* EXERCISE DIRECTIONS *
Copy all lines below exactly as written. Leave pictures out.

(Entries taken from a collection)
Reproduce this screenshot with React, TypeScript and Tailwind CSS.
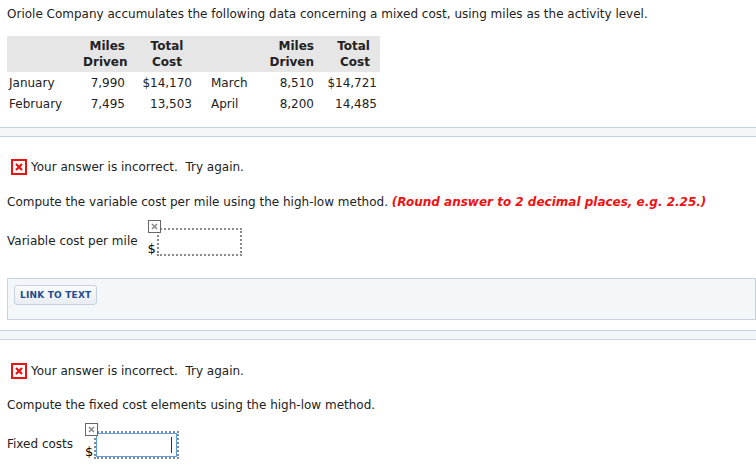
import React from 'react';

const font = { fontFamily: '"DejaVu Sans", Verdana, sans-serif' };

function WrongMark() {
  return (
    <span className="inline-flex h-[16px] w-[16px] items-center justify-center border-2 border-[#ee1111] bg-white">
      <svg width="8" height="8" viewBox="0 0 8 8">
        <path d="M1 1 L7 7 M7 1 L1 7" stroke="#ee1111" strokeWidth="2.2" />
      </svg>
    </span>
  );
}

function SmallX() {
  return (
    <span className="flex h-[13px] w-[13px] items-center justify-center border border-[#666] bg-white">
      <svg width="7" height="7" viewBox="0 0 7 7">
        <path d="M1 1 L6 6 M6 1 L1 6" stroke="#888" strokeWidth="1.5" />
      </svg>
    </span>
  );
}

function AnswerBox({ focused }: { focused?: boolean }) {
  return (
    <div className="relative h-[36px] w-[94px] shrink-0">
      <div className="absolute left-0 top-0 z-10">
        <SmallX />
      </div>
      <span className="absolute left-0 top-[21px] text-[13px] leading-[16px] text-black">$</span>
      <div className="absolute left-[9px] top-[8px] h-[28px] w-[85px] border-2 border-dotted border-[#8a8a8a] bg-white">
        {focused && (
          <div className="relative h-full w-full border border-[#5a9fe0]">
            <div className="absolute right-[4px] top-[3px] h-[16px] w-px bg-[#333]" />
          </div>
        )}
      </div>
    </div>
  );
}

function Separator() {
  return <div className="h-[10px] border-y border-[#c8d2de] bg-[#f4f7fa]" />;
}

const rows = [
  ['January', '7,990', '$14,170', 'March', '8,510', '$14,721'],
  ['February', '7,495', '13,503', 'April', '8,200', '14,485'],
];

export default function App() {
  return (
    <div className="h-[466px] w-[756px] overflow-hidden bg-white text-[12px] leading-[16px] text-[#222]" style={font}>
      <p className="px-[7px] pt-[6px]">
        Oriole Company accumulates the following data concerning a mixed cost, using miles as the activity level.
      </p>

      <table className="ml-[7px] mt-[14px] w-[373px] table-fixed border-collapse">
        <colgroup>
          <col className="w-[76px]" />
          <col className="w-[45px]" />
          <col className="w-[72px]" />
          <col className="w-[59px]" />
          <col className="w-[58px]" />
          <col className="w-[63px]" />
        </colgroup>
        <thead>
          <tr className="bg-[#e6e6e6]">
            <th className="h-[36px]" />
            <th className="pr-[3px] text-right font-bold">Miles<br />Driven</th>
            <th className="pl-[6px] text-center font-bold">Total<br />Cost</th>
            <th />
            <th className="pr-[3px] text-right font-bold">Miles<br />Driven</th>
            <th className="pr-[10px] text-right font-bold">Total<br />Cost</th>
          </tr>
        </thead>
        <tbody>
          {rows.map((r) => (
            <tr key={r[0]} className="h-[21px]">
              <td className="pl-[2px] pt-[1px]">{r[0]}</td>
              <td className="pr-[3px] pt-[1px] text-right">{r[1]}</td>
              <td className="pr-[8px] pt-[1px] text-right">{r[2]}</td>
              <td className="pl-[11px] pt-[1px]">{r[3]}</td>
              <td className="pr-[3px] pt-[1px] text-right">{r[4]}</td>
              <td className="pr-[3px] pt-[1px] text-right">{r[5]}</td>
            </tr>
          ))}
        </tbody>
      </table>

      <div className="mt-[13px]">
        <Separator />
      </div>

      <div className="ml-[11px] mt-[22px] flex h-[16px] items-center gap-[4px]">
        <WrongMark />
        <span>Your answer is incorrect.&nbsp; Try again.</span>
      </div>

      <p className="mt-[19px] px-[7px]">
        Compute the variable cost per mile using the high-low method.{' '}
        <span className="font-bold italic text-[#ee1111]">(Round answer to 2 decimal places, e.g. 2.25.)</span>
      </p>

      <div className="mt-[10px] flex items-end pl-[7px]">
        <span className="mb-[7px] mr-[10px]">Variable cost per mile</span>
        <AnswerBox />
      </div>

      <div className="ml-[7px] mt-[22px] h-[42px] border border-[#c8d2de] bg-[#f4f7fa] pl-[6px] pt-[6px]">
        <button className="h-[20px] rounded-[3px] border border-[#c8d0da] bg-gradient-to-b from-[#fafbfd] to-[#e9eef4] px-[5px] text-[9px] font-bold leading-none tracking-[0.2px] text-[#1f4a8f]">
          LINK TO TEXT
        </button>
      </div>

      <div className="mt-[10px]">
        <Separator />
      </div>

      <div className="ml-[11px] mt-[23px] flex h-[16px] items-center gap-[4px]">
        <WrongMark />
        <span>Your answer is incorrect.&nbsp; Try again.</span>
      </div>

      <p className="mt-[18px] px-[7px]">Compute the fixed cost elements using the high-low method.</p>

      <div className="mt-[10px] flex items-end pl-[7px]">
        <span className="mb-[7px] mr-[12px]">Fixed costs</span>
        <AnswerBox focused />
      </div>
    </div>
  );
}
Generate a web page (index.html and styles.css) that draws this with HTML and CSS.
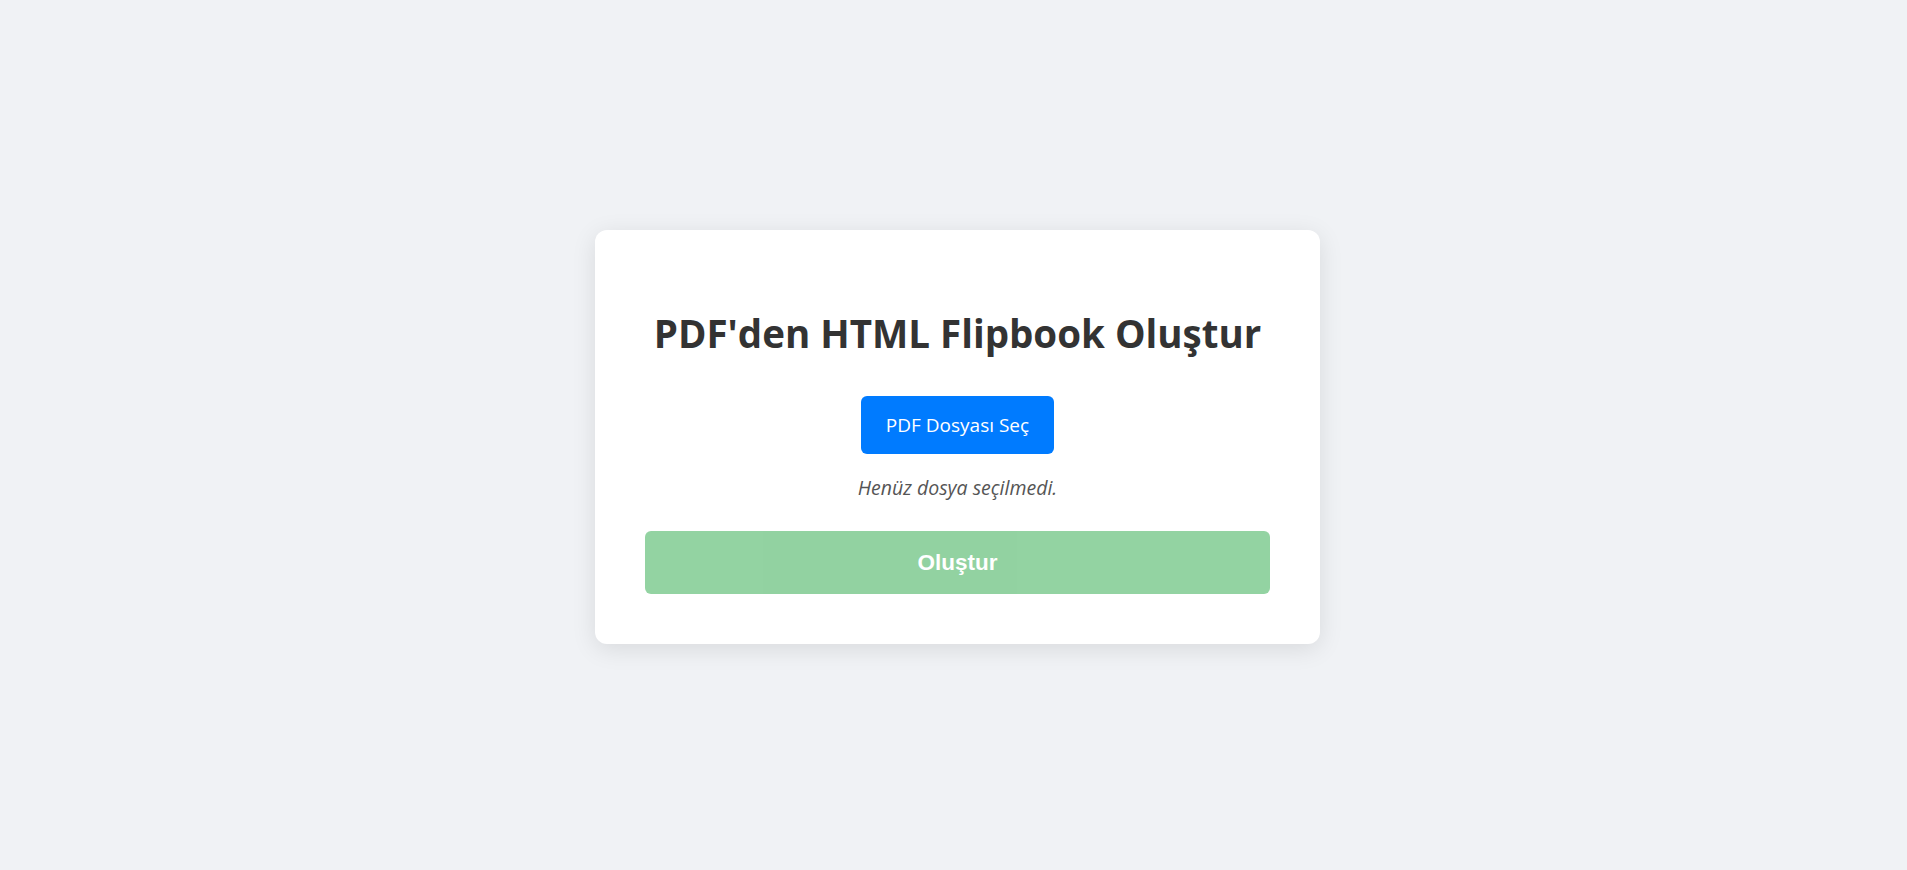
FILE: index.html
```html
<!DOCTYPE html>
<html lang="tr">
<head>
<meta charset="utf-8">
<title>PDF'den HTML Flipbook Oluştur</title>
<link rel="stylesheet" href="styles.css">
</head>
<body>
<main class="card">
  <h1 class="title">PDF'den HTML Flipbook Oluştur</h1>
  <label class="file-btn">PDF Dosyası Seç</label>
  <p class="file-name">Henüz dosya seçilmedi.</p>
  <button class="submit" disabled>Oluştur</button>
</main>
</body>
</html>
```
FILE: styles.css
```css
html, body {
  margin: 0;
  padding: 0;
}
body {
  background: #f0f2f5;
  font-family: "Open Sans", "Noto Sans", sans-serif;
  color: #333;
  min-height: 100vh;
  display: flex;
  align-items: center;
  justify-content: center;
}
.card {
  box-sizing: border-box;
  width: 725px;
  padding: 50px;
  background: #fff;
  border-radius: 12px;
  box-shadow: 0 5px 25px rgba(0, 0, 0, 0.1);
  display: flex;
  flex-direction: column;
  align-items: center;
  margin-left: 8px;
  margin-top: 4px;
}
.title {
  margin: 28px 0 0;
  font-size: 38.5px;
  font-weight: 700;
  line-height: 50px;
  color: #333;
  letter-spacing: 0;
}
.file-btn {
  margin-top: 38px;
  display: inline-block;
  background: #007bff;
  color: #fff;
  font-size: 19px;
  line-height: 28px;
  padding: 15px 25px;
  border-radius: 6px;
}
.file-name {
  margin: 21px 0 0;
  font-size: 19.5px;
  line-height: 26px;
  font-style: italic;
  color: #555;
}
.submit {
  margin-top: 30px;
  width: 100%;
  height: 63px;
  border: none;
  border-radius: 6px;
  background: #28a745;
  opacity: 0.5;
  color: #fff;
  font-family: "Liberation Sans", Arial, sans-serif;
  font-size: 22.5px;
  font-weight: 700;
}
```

* RESULT OF THE EXERCISE *
Reproduce this screenshot with React, TypeScript and Tailwind CSS.
import React from 'react';

const font = { fontFamily: '"DejaVu Sans", Verdana, sans-serif' };

function WrongMark() {
  return (
    <span className="inline-flex h-[16px] w-[16px] items-center justify-center border-2 border-[#ee1111] bg-white">
      <svg width="8" height="8" viewBox="0 0 8 8">
        <path d="M1 1 L7 7 M7 1 L1 7" stroke="#ee1111" strokeWidth="2.2" />
      </svg>
    </span>
  );
}

function SmallX() {
  return (
    <span className="flex h-[13px] w-[13px] items-center justify-center border border-[#666] bg-white">
      <svg width="7" height="7" viewBox="0 0 7 7">
        <path d="M1 1 L6 6 M6 1 L1 6" stroke="#888" strokeWidth="1.5" />
      </svg>
    </span>
  );
}

function AnswerBox({ focused }: { focused?: boolean }) {
  return (
    <div className="relative h-[36px] w-[94px] shrink-0">
      <div className="absolute left-0 top-0 z-10">
        <SmallX />
      </div>
      <span className="absolute left-0 top-[21px] text-[13px] leading-[16px] text-black">$</span>
      <div className="absolute left-[9px] top-[8px] h-[28px] w-[85px] border-2 border-dotted border-[#8a8a8a] bg-white">
        {focused && (
          <div className="relative h-full w-full border border-[#5a9fe0]">
            <div className="absolute right-[4px] top-[3px] h-[16px] w-px bg-[#333]" />
          </div>
        )}
      </div>
    </div>
  );
}

function Separator() {
  return <div className="h-[10px] border-y border-[#c8d2de] bg-[#f4f7fa]" />;
}

const rows = [
  ['January', '7,990', '$14,170', 'March', '8,510', '$14,721'],
  ['February', '7,495', '13,503', 'April', '8,200', '14,485'],
];

export default function App() {
  return (
    <div className="h-[466px] w-[756px] overflow-hidden bg-white text-[12px] leading-[16px] text-[#222]" style={font}>
      <p className="px-[7px] pt-[6px]">
        Oriole Company accumulates the following data concerning a mixed cost, using miles as the activity level.
      </p>

      <table className="ml-[7px] mt-[14px] w-[373px] table-fixed border-collapse">
        <colgroup>
          <col className="w-[76px]" />
          <col className="w-[45px]" />
          <col className="w-[72px]" />
          <col className="w-[59px]" />
          <col className="w-[58px]" />
          <col className="w-[63px]" />
        </colgroup>
        <thead>
          <tr className="bg-[#e6e6e6]">
            <th className="h-[36px]" />
            <th className="pr-[3px] text-right font-bold">Miles<br />Driven</th>
            <th className="pl-[6px] text-center font-bold">Total<br />Cost</th>
            <th />
            <th className="pr-[3px] text-right font-bold">Miles<br />Driven</th>
            <th className="pr-[10px] text-right font-bold">Total<br />Cost</th>
          </tr>
        </thead>
        <tbody>
          {rows.map((r) => (
            <tr key={r[0]} className="h-[21px]">
              <td className="pl-[2px] pt-[1px]">{r[0]}</td>
              <td className="pr-[3px] pt-[1px] text-right">{r[1]}</td>
              <td className="pr-[8px] pt-[1px] text-right">{r[2]}</td>
              <td className="pl-[11px] pt-[1px]">{r[3]}</td>
              <td className="pr-[3px] pt-[1px] text-right">{r[4]}</td>
              <td className="pr-[3px] pt-[1px] text-right">{r[5]}</td>
            </tr>
          ))}
        </tbody>
      </table>

      <div className="mt-[13px]">
        <Separator />
      </div>

      <div className="ml-[11px] mt-[22px] flex h-[16px] items-center gap-[4px]">
        <WrongMark />
        <span>Your answer is incorrect.&nbsp; Try again.</span>
      </div>

      <p className="mt-[19px] px-[7px]">
        Compute the variable cost per mile using the high-low method.{' '}
        <span className="font-bold italic text-[#ee1111]">(Round answer to 2 decimal places, e.g. 2.25.)</span>
      </p>

      <div className="mt-[10px] flex items-end pl-[7px]">
        <span className="mb-[7px] mr-[10px]">Variable cost per mile</span>
        <AnswerBox />
      </div>

      <div className="ml-[7px] mt-[22px] h-[42px] border border-[#c8d2de] bg-[#f4f7fa] pl-[6px] pt-[6px]">
        <button className="h-[20px] rounded-[3px] border border-[#c8d0da] bg-gradient-to-b from-[#fafbfd] to-[#e9eef4] px-[5px] text-[9px] font-bold leading-none tracking-[0.2px] text-[#1f4a8f]">
          LINK TO TEXT
        </button>
      </div>

      <div className="mt-[10px]">
        <Separator />
      </div>

      <div className="ml-[11px] mt-[23px] flex h-[16px] items-center gap-[4px]">
        <WrongMark />
        <span>Your answer is incorrect.&nbsp; Try again.</span>
      </div>

      <p className="mt-[18px] px-[7px]">Compute the fixed cost elements using the high-low method.</p>

      <div className="mt-[10px] flex items-end pl-[7px]">
        <span className="mb-[7px] mr-[12px]">Fixed costs</span>
        <AnswerBox focused />
      </div>
    </div>
  );
}
Generate a web page (index.html and styles.css) that draws this with HTML and CSS.
FILE: index.html
```html
<!DOCTYPE html>
<html lang="tr">
<head>
<meta charset="utf-8">
<title>PDF'den HTML Flipbook Oluştur</title>
<link rel="stylesheet" href="styles.css">
</head>
<body>
<main class="card">
  <h1 class="title">PDF'den HTML Flipbook Oluştur</h1>
  <label class="file-btn">PDF Dosyası Seç</label>
  <p class="file-name">Henüz dosya seçilmedi.</p>
  <button class="submit" disabled>Oluştur</button>
</main>
</body>
</html>
```
FILE: styles.css
```css
html, body {
  margin: 0;
  padding: 0;
}
body {
  background: #f0f2f5;
  font-family: "Open Sans", "Noto Sans", sans-serif;
  color: #333;
  min-height: 100vh;
  display: flex;
  align-items: center;
  justify-content: center;
}
.card {
  box-sizing: border-box;
  width: 725px;
  padding: 50px;
  background: #fff;
  border-radius: 12px;
  box-shadow: 0 5px 25px rgba(0, 0, 0, 0.1);
  display: flex;
  flex-direction: column;
  align-items: center;
  margin-left: 8px;
  margin-top: 4px;
}
.title {
  margin: 28px 0 0;
  font-size: 38.5px;
  font-weight: 700;
  line-height: 50px;
  color: #333;
  letter-spacing: 0;
}
.file-btn {
  margin-top: 38px;
  display: inline-block;
  background: #007bff;
  color: #fff;
  font-size: 19px;
  line-height: 28px;
  padding: 15px 25px;
  border-radius: 6px;
}
.file-name {
  margin: 21px 0 0;
  font-size: 19.5px;
  line-height: 26px;
  font-style: italic;
  color: #555;
}
.submit {
  margin-top: 30px;
  width: 100%;
  height: 63px;
  border: none;
  border-radius: 6px;
  background: #28a745;
  opacity: 0.5;
  color: #fff;
  font-family: "Liberation Sans", Arial, sans-serif;
  font-size: 22.5px;
  font-weight: 700;
}
```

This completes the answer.